[This is Part 2 of the series on conditions of working people in India as revealed by a government survey. Part 1 can be read here.]
The recently released Periodic Labour Force Survey (PLFS) for 2017-18 reveals a striking decline in women’s participation in the workforce. Only about 22% of women of working age (defined as 15 years of age or more) were gainfully employed, down from about 31% in 2011-12, as estimated by the 68th Round of National Sample Survey Organisation survey. Workforce participation has been continuously declining in India (see chart below) and the latest level is nearly half of what it was in 2004-05. This is one of the lowest work participation rates in the world.
These latest estimates are for what is called the ‘usual status (principal+subsidiary)’ which means that any woman who worked for a large part of the preceding year in an occupation as well as those who worked in subsidiary occupations (for more than 30 days in the year) are included as employed. This is a rather nebulous definition and includes a large number of under-employed women. Despite that, the remarkably small share of women in work highlights the deteriorating problem of women’s employment in the country. No government, whether the current one in its previous tenure or earlier ones, have seriously addressed this tragic situation.

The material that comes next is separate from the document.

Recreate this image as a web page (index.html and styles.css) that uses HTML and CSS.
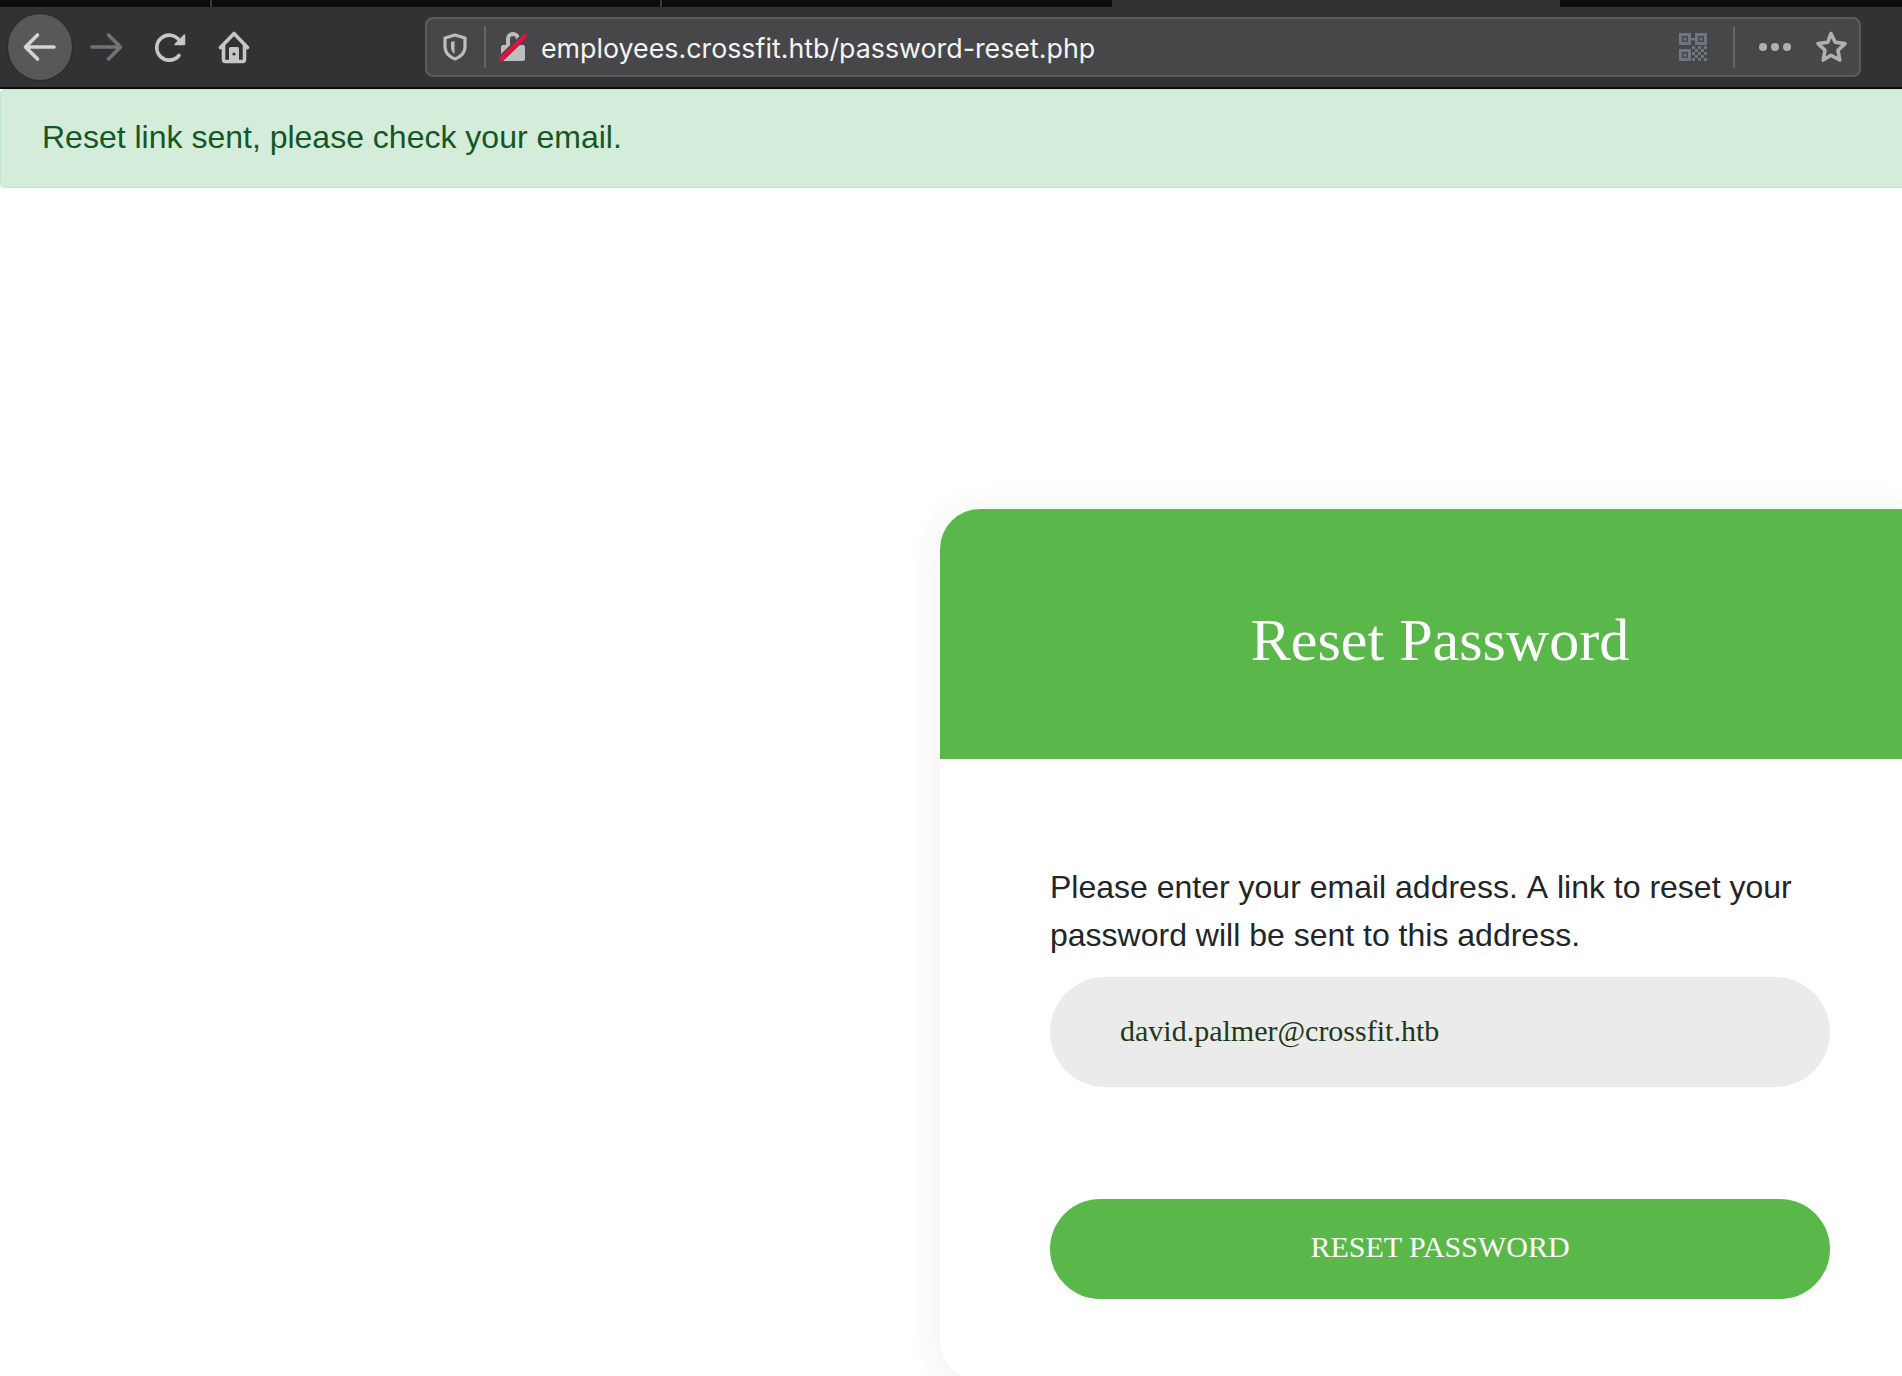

So, what are the rest of the women doing? The bulk of them are no longer in the labour force, that is, they are not seeking jobs. They confine themselves to domestic duties, which in India include such drudgery as collecting firewood or fetching water, as also looking after cattle. Needless to say, that they also do all the care work at home. Another factor limiting women’s work participation is the patriarchal ideas that still dominate India’s families which do not approve of women going out of the home for remunerative work.
This does not mean that these home-bound women are all unwilling to work or the family does not need them to work. As the chart below shows, women’s unemployment, that is, the share of women who are seeking work but are unable to find it, has increased precipitously in the past few years.
In rural areas, where the bulk of women stay, joblessness has doubled from 1.7% in 2011-12 to 3.8% in 2017-18, according to the PLFS 2017-18. In urban areas, too, it has doubled in that period from 5.2% to 10.8%.
Among the women who do go out to work – impelled by a stark need to supplement family incomes in these times of economic crisis – the wage or salary levels are shockingly low, as can be seen in the chart below, drawn from the PLFS report.
Note that even among the regular wage or salary earners, women’s monthly earnings are 34% less than men’s in rural areas and 20% less in urban areas. The biggest difference in earnings is in the vast self-employed sector where women’s earnings are half of men’s in rural areas and 60% less in urban areas. This is because self-employed workers (who run their own small enterprises like petty shops or service providers of all kinds) usually have the women folk of the family assisting in the work, with hardly any demarcated earning. Also, many of the very small shops (like selling candies or tobacco products or vegetables) is left to women while the men go for other work.
However, the main employment for women in the self-employed category comes from personal and other services which employ over 44% women in urban areas and about 9% in rural areas. These are all the maids, cooks, ayahs, housekeepers, sanitation workers, and similar service providers that smoothen the lives of urban families with disposable incomes.
Women are also employed in large numbers in outsourced care work like health workers, anganwadi workers, cooks in schools, nurses etc. – all of them at very low wages and no job security.
According to the PLFS, women’s employment in the manufacturing sector has stagnated at around 8% in rural areas and about 25% in urban areas for the past nearly one and a half decades. Construction, which was once a big source of women’s employment, appears to no longer be in good shape as, in rural areas, women’s employment has declined from 6.6% in 2011-12 to 5.6% in 2017-18, while in urban areas it has practically stagnated at around 4%.
What the latest data from this PLFS unequivocally establishes is that while the overall employment situation is dire (with joblessness at 6.1%), women continue to suffer the brunt of this crisis with higher rates of unemployment, lesser opportunities and continued lower wages. And, the present government – like all its predecessors – has no clue about how to solve this crisis.